Lee Topley, AIFA, managing director of the Retirement Plan Consulting Group at Unified Trust Company in Lexington, Kentucky, says that a large percentage of his firm’s $4.2 billion of retirement assets is in R shares. For its own clients, the firm is a named plan fiduciary and uses the R-6 share class for its low costs. “There’s no revenue-share associated with those funds, so the participant gets the complete experience of that fund without any fees that need to come out or anything from that standpoint,” Topley explains. “It’s the least-expensive share class or expense that can be provided for that participant.”

Using the R-6 class (also called “clean shares”) provides additional benefits to sponsors, Topley maintains. Many plan sponsors don’t have clear understandings of how fees work in the more complex share classes. Consequently, it can be difficult for sponsors to fulfill their fiduciary duties. “It’s very clear from the Department of Labor that they [sponsors] are responsible for completely and thoroughly understanding the distribution systems inside any of the mutual funds that they’re using, [and] what type of revenue-share is part of the mutual fund share classes that they’re holding within their plan,” says Topley. The R-6 and institutional share classes can save sponsors “a significant amount of work of worrying about where all that money’s going that’s sitting inside that revenue share stuff that’s being paid back to the record keeper,” he adds. 

Topley and Priestle believe that more plans will be adopting R-6 shares over the next few years. Topley cites the ongoing trend among funds to reduce fees, particularly for qualified retirement plans. Priestle believes that plan consultants will work to eliminate potential conflicts of interest caused by varying compensation schemes that result from using multiple share classes with different compensation levels within the same plan. “You eliminate that conflict, so regardless of which fund the participant goes in, it’s paying the rep or the advisor the same fee,” says Priestle.

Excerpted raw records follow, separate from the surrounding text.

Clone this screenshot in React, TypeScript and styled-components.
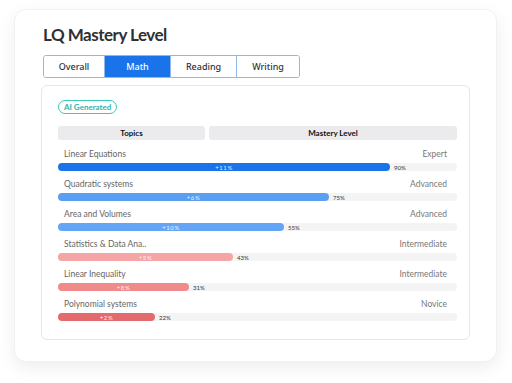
import styled, { createGlobalStyle } from 'styled-components';

const GlobalStyle = createGlobalStyle`
  html, body {
    margin: 0;
    padding: 0;
    background: #ffffff;
    font-family: 'Lato', 'Noto Sans', sans-serif;
  }
`;

const Page = styled.div`
  width: 512px;
  height: 383px;
  box-sizing: border-box;
  padding: 9px 15px 0 14px;
`;

const Card = styled.div`
  width: 483px;
  height: 353px;
  box-sizing: border-box;
  padding: 14px 26px 0 26px;
  background: #fff;
  border-radius: 12px;
  border: solid 1px #f1f1f1;
  box-shadow: 0 6px 18px rgba(0, 0, 0, 0.07);
`;

const Title = styled.h1`
  margin: 0 0 9px 2px;
  font-size: 17px;
  line-height: 22px;
  letter-spacing: -0.5px;
  font-weight: 700;
  color: #2f3033;
`;

const Tabs = styled.div`
  display: flex;
  margin-left: 2px;
  width: max-content;
  border: solid 1px #8db9ec;
  border-radius: 3px;
  overflow: hidden;
`;

const Tab = styled.div<{ $active?: boolean; $w: number }>`
  width: ${(p) => p.$w}px;
  height: 21px;
  display: flex;
  align-items: center;
  justify-content: center;
  font-family: 'Noto Sans', sans-serif;
  font-size: 9px;
  font-weight: 500;
  color: ${(p) => (p.$active ? '#fff' : '#333')};
  background: ${(p) => (p.$active ? '#1a73e8' : '#fff')};
  & + & {
    border-left: solid 1px #8db9ec;
  }
`;

const Panel = styled.div`
  margin-top: 7px;
  width: 429px;
  height: 255px;
  box-sizing: border-box;
  padding: 14px 12px 0 16px;
  border: solid 1px #e6e6e6;
  border-radius: 6px;
`;

const Pill = styled.div`
  display: flex;
  align-items: center;
  width: max-content;
  height: 12px;
  padding: 0 5px;
  border-radius: 8px;
  border: solid 1px #3cc8b4;
  font-size: 8px;
  line-height: 12px;
  font-weight: 700;
  color: #2bb6b0;
`;

const HeaderRow = styled.div`
  display: grid;
  grid-template-columns: 147px 248px;
  gap: 4px;
  margin: 12px 0 8px;
`;

const HeaderCell = styled.div`
  height: 14px;
  display: flex;
  align-items: center;
  justify-content: center;
  background: #ebebee;
  border-radius: 3px;
  font-size: 8px;
  font-weight: 700;
  color: #111;
`;

const Row = styled.div`
  margin-bottom: 7px;
`;

const LabelLine = styled.div`
  display: flex;
  justify-content: space-between;
  height: 12px;
  line-height: 12px;
  padding: 0 10px 0 6px;
  font-size: 8.5px;
  color: #666;
  margin-bottom: 3px;
`;

const Level = styled.span`
  color: #777;
`;

const Track = styled.div`
  display: flex;
  align-items: center;
  width: 399px;
  height: 8px;
  border-radius: 4px;
  background: #f4f4f5;
`;

const Fill = styled.div<{ $color: string }>`
  height: 8px;
  border-radius: 4px;
  background: ${(p) => p.$color};
  display: flex;
  align-items: center;
  justify-content: center;
  font-size: 6px;
  letter-spacing: 0.6px;
  color: rgba(255, 255, 255, 0.9);
`;

const Pct = styled.span`
  margin-left: 4px;
  font-size: 6px;
  color: #333;
`;

const topics = [
  { name: 'Linear Equations', level: 'Expert', pct: 90, gain: 11, w: 332, color: '#1a73e8' },
  { name: 'Quadratic systems', level: 'Advanced', pct: 75, gain: 6, w: 271, color: '#5b9ff2' },
  { name: 'Area and Volumes', level: 'Advanced', pct: 55, gain: 10, w: 226, color: '#64a6f5' },
  { name: 'Statistics & Data Ana..', level: 'Intermediate', pct: 43, gain: 5, w: 175, color: '#f5a5a5' },
  { name: 'Linear Inequality', level: 'Intermediate', pct: 31, gain: 8, w: 131, color: '#ef8b8b' },
  { name: 'Polynomial systems', level: 'Novice', pct: 22, gain: 2, w: 97, color: '#e46b6d' },
];

const App = () => {
  return (
    <>
      <GlobalStyle />
      <Page>
        <Card>
          <Title>LQ Mastery Level</Title>
          <Tabs>
            <Tab $w={60}>Overall</Tab>
            <Tab $w={65} $active>
              Math
            </Tab>
            <Tab $w={65}>Reading</Tab>
            <Tab $w={62}>Writing</Tab>
          </Tabs>
          <Panel>
            <Pill>AI Generated</Pill>
            <HeaderRow>
              <HeaderCell>Topics</HeaderCell>
              <HeaderCell>Mastery Level</HeaderCell>
            </HeaderRow>
            {topics.map((t) => (
              <Row key={t.name}>
                <LabelLine>
                  <span>{t.name}</span>
                  <Level>{t.level}</Level>
                </LabelLine>
                <Track>
                  <Fill $color={t.color} style={{ width: t.w }}>
                    +{t.gain}%
                  </Fill>
                  <Pct>{t.pct}%</Pct>
                </Track>
              </Row>
            ))}
          </Panel>
        </Card>
      </Page>
    </>
  );
};

export default App;
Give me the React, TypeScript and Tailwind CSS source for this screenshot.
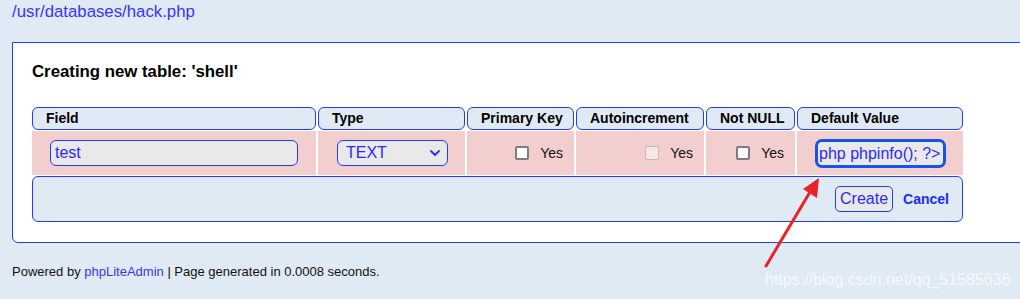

Jerry Bramlett, managing director at Sage Advisory Services in Austin, Texas, says via email the drive for plan fee transparency will make the non-clean shares increasingly rare, especially with larger, more sophisticated defined-contribution (DC) plans. He maintains that the use of clean shares, either as R-6 classes or ETFs, will grow due to the following factors:

  • Many of the class-action DC lawsuits are focusing on the fact that it is imprudent to use any share class except the lowest-cost share class for which a plan qualifies.
  • The fiduciary rule will only further reinforce the need to always act in the best interest of DC participants, which means always using the lowest-cost share class available.
  • The continued expansion of either pure fee-based advisors and hybrids (fee and commission based) will ensure a steady drift toward an R-6 type of clean share.